[PROBLEM DESCRIPTION]
Select the lines that contain "this" and copy each of them.

>> Begin MATERIAL PROVIDED

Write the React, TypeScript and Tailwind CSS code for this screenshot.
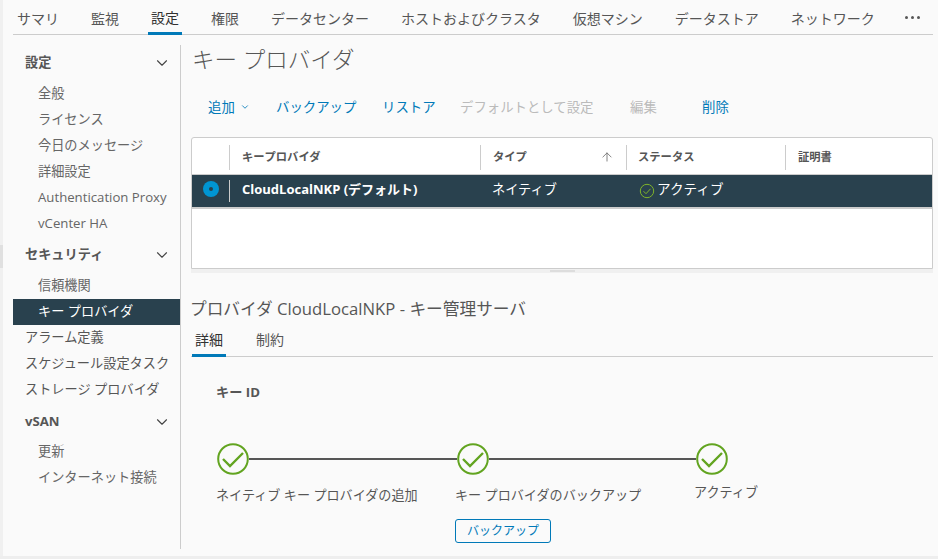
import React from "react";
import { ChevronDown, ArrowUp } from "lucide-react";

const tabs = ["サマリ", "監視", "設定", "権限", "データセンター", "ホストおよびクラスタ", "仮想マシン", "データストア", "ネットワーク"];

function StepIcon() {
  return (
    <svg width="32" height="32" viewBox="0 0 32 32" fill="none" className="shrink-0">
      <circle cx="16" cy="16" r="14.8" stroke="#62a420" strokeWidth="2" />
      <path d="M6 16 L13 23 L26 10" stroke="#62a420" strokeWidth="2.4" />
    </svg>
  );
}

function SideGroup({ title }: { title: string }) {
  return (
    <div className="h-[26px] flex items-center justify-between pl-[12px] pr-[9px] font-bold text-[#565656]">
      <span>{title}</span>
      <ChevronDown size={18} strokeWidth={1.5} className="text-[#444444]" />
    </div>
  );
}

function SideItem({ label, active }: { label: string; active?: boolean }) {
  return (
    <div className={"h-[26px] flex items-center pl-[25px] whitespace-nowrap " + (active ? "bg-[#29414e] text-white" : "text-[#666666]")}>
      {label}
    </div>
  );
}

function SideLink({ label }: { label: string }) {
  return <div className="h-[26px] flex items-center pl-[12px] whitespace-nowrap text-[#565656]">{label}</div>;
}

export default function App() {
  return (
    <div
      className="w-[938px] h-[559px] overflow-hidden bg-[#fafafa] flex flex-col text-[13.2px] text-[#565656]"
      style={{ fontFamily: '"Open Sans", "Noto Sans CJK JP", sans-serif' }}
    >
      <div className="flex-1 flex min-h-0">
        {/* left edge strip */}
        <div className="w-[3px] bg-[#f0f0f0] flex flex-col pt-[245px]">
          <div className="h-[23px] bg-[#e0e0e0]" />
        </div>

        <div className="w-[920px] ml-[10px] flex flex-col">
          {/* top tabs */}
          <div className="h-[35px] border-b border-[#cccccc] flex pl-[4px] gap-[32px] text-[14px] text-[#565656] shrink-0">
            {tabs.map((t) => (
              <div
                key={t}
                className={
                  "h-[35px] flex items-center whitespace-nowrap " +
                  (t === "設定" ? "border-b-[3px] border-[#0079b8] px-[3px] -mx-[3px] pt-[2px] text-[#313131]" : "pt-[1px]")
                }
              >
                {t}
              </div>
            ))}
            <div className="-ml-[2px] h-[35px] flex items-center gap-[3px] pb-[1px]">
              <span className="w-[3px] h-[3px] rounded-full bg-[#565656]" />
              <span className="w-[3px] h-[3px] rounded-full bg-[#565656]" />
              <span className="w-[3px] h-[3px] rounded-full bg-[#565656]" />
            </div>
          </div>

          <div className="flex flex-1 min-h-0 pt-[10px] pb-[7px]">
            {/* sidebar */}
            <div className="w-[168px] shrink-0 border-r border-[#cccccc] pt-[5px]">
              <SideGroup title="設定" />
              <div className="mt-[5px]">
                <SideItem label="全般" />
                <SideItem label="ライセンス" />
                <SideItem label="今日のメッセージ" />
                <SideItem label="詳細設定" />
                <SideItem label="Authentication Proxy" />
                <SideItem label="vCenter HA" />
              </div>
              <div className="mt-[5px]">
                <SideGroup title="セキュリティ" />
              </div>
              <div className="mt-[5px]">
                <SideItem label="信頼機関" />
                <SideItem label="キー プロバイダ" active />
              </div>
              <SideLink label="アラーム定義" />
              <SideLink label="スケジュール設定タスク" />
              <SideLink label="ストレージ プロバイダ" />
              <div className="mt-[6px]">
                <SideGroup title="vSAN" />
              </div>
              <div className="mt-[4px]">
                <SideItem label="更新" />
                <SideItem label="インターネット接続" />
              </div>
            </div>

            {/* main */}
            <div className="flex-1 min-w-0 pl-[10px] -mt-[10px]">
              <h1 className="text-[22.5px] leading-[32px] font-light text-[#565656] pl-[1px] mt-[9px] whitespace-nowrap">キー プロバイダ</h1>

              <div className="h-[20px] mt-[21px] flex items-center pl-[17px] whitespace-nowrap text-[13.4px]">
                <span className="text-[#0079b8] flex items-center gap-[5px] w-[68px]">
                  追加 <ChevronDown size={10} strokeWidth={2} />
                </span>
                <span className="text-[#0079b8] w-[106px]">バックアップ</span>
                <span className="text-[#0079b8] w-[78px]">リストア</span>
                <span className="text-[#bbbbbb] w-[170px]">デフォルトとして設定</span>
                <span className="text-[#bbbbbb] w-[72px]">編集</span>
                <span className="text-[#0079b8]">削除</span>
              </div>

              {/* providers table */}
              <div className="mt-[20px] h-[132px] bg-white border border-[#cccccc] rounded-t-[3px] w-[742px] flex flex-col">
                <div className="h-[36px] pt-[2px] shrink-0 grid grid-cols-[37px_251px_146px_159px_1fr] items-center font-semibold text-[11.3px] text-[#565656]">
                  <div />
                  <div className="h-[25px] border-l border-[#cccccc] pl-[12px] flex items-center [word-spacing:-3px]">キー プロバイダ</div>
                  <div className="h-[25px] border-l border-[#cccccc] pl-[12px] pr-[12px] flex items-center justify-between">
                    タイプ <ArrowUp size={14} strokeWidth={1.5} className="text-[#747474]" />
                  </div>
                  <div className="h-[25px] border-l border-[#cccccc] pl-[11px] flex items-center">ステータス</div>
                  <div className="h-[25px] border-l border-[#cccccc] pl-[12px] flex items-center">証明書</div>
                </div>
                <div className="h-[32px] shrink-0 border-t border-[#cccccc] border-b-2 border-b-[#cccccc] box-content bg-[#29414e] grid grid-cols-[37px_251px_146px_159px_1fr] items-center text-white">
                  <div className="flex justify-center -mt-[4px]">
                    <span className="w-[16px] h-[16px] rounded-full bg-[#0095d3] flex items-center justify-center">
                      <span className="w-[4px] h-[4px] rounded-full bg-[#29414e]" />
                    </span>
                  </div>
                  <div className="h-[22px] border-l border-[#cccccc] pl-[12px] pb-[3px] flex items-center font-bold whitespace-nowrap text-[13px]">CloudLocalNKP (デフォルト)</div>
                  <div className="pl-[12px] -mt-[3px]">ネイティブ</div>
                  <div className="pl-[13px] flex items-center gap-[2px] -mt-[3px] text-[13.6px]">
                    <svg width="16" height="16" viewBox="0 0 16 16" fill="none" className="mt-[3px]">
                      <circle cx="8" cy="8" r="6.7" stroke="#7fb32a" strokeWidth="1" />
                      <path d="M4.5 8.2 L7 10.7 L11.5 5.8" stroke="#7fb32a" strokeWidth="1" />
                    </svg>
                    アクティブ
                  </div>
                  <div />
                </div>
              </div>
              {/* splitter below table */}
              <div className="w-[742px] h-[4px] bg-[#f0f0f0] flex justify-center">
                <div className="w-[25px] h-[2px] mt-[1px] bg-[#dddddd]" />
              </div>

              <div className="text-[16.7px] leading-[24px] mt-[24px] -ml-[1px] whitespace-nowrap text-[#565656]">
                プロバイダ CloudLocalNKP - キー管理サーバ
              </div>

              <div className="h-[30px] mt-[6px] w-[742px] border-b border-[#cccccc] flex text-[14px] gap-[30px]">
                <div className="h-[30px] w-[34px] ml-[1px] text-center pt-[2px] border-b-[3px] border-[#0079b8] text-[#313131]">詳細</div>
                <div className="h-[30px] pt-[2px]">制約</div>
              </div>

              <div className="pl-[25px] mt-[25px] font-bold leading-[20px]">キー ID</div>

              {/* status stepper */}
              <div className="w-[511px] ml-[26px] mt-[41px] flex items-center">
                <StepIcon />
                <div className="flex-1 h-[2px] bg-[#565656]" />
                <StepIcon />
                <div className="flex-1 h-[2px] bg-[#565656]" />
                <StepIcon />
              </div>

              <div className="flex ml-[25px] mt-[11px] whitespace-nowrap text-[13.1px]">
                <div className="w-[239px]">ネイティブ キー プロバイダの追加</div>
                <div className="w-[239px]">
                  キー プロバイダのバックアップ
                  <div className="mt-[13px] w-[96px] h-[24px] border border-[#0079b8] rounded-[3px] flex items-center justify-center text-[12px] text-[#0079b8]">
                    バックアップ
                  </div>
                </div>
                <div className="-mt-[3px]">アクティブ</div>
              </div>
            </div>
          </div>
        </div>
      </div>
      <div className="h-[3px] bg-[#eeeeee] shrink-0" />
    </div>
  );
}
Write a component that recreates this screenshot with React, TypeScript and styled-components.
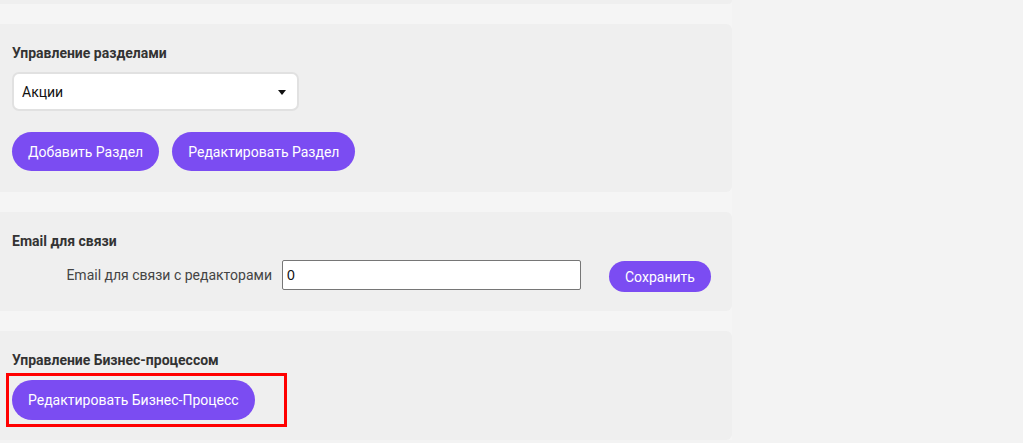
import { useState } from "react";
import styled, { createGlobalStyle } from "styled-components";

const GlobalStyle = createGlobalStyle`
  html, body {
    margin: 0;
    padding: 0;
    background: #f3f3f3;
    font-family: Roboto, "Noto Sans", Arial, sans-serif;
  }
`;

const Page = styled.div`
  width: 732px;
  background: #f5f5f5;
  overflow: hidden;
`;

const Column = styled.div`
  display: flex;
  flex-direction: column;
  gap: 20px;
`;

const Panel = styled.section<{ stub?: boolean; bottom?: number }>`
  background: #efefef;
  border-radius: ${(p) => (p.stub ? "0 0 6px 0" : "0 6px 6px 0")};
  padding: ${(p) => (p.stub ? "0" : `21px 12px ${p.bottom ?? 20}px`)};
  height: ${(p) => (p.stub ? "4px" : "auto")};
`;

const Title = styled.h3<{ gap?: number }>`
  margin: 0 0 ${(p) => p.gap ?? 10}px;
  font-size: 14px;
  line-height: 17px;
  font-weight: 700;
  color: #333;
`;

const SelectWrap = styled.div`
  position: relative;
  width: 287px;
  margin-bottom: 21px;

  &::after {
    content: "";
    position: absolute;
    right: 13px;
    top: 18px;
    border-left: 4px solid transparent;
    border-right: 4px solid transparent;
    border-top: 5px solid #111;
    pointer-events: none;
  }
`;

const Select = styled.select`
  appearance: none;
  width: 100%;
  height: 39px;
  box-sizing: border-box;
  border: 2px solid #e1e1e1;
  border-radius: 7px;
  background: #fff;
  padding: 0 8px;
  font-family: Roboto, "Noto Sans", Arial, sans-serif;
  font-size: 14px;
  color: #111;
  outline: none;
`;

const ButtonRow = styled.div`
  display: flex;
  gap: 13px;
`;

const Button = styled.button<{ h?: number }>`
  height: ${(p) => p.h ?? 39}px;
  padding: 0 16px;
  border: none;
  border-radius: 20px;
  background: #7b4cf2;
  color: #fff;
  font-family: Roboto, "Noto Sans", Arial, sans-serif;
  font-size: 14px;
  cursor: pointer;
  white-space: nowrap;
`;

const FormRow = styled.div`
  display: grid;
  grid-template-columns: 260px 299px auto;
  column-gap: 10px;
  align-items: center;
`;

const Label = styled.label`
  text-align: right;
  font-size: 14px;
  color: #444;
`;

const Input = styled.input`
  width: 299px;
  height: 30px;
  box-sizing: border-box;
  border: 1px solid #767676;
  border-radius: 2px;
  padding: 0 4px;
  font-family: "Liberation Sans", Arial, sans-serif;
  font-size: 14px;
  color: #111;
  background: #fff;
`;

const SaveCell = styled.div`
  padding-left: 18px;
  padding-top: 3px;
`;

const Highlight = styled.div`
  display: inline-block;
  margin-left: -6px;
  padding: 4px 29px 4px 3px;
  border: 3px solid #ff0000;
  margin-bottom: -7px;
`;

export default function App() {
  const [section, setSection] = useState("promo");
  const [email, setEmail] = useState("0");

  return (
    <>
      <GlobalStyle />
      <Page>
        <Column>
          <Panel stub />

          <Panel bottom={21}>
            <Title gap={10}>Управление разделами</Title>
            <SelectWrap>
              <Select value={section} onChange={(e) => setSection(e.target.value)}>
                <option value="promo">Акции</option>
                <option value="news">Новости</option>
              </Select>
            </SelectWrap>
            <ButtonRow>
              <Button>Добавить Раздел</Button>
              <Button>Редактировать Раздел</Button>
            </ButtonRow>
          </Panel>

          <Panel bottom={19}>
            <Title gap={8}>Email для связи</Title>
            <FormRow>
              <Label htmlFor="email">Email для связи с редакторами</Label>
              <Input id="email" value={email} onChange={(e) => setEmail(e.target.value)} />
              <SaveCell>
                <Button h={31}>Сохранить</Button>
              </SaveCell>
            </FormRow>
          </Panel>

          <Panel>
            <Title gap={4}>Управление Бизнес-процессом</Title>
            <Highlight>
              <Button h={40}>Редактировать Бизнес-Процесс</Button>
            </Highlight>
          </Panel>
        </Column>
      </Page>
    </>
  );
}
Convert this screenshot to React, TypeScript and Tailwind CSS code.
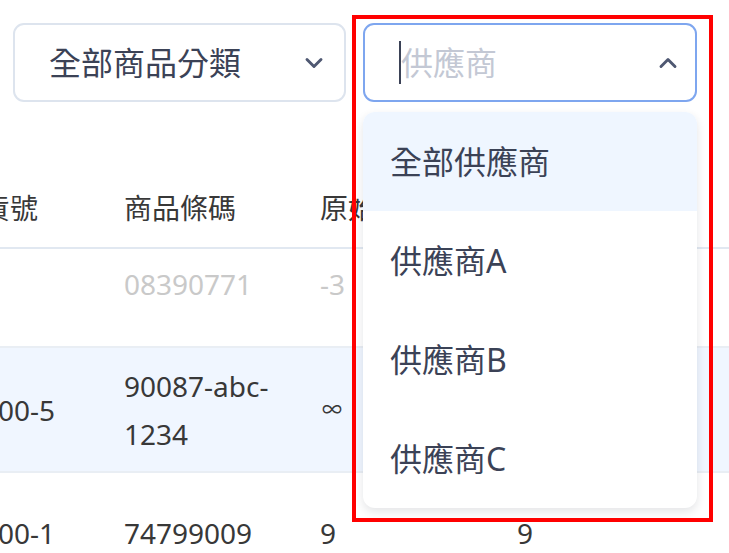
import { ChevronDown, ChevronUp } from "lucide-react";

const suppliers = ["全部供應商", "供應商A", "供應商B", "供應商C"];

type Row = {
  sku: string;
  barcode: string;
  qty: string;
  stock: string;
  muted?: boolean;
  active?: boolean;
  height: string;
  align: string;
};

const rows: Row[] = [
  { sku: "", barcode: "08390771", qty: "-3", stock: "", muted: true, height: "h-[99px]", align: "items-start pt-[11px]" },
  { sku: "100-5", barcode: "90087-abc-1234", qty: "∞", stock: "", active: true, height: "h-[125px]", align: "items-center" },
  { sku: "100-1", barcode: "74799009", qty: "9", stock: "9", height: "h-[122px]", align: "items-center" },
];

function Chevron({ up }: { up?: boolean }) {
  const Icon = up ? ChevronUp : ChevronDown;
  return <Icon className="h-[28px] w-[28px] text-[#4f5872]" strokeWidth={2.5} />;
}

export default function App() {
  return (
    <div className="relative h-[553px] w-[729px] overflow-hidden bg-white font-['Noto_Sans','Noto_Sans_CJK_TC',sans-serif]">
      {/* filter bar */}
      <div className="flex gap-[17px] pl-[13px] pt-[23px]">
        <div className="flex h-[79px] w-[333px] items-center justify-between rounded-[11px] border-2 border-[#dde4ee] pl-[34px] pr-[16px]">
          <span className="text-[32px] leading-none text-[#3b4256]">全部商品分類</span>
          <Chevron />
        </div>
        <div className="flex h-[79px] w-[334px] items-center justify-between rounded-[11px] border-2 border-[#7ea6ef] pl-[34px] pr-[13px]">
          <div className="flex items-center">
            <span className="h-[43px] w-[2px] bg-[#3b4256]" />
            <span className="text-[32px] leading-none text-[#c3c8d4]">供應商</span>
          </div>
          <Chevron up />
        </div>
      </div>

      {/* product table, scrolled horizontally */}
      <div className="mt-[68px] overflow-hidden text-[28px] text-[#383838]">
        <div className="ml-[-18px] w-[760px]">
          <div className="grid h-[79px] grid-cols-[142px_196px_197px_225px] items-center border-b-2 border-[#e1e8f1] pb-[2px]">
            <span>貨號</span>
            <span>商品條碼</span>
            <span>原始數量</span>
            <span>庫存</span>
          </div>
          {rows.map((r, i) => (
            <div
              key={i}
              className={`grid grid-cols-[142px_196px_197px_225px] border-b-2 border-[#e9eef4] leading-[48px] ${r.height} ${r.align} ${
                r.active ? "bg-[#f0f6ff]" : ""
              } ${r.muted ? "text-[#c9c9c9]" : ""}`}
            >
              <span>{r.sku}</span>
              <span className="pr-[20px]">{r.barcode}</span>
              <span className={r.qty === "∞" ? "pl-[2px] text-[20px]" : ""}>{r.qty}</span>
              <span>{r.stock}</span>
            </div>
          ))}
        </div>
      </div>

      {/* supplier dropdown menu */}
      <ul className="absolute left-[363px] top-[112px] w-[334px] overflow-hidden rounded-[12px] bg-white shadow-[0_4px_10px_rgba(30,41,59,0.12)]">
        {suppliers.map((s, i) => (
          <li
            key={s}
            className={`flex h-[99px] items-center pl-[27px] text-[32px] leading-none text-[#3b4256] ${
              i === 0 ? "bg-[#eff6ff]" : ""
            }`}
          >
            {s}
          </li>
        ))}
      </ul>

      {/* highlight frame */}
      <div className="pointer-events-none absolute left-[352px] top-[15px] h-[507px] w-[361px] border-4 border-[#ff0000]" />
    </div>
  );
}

>> End MATERIAL PROVIDED

[EXPECTED OUTPUT]
Write the React, TypeScript and Tailwind CSS code for this screenshot.
Write a component that recreates this screenshot with React, TypeScript and styled-components.
Convert this screenshot to React, TypeScript and Tailwind CSS code.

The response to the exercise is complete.